A hierarchial, combinatorial-Markov model of solving complex reliability models

The design process for complex, fault-tolerant systems needs to be supported by cost-effective and accurate techniques for design evaluation in order to facilitate trade-off analysis. Combinatorial models such as fault-trees and reliability block diagrams are efficient in both specification and evaluation of system models. But is is difficult if not impossible to allow for various types of dependency (such as repair dependency and near-coincident-fault type dependency), transient and intermittent faults, standby systems with warm spares, and so forth. Markov models can capture such interesting system behavior. However, the size of a Markov model for the evaluation of such a system may grow exponentially with the number of components in the system. One approach that has been successful in connection with ultra-high reliability modeling is called behavioral decomposition. This approach is based on the decomposition of the model along temporal lines, separately analyzing a fast submodel (corresponding to fault/error-handling behavior) and a slow submodel (corresponding to the fault-occurrence behavior). In practical problems, however, the fault-occurrence behavior itself gives rise to a large number of states in the underlying stochastic process.
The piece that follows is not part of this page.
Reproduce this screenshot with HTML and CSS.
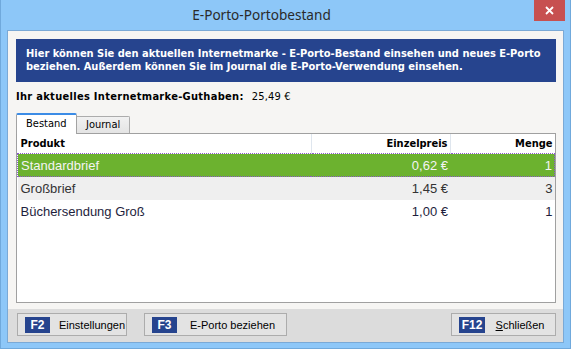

This paper presents an approach for avoiding the large state space problem in the fault-occurrence model while retaining the benefits of behavioral decomposition. The approach used is part of a general hierarchical modeling technique for solving complex reliability models that allows the flexibility of Markov models where necessary and retains the efficiency of combinatorial solution where possible. Examples are presented that show how combinations of models can be used to evaluate the reliability and availability of large systems.